» WHAT YOU HAVE TO DO: Seek out every line containing the word "React", and copy each.

» DATA SHOWN:
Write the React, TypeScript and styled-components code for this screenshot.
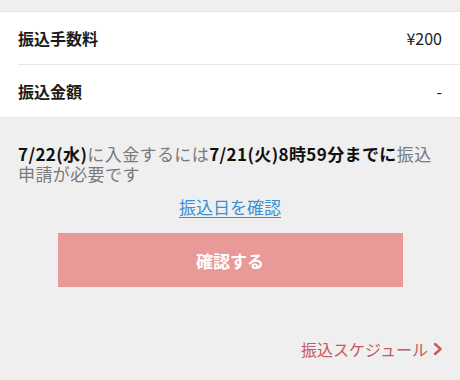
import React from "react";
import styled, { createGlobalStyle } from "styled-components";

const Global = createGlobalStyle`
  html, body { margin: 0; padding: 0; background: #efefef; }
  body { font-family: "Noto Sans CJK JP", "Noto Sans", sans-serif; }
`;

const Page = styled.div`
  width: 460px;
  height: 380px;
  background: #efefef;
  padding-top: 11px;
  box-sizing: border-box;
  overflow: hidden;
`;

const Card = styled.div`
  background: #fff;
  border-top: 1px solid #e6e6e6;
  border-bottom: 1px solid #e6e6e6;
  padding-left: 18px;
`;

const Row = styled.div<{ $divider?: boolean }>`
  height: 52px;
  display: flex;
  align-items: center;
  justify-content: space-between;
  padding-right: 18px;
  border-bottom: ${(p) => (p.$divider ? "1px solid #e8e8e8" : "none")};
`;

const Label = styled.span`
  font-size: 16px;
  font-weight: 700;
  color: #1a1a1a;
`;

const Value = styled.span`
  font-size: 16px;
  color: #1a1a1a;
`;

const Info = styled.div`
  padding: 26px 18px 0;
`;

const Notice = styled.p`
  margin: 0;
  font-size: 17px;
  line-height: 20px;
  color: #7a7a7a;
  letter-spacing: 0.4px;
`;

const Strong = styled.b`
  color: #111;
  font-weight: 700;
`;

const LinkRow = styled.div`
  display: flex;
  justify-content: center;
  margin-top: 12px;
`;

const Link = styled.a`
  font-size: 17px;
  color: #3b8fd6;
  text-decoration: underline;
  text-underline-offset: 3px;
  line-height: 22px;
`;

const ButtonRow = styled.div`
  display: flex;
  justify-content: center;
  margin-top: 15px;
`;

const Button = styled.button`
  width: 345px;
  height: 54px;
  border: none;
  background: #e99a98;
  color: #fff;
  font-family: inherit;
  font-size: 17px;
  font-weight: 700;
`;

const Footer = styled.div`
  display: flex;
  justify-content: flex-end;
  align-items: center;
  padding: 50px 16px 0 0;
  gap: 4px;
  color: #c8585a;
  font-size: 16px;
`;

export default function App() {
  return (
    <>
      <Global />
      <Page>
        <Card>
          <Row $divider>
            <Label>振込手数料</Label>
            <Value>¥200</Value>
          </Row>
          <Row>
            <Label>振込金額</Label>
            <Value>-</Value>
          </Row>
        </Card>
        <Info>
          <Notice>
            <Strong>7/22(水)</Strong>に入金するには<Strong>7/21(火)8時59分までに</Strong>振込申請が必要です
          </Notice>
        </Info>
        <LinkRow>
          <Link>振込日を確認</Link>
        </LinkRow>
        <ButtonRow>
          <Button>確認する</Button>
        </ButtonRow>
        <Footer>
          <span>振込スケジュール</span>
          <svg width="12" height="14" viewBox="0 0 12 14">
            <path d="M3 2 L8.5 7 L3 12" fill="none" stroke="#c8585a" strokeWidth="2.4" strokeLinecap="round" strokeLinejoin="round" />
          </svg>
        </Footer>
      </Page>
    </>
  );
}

» COMPLETE ANSWER:
Write the React, TypeScript and styled-components code for this screenshot.
import React from "react";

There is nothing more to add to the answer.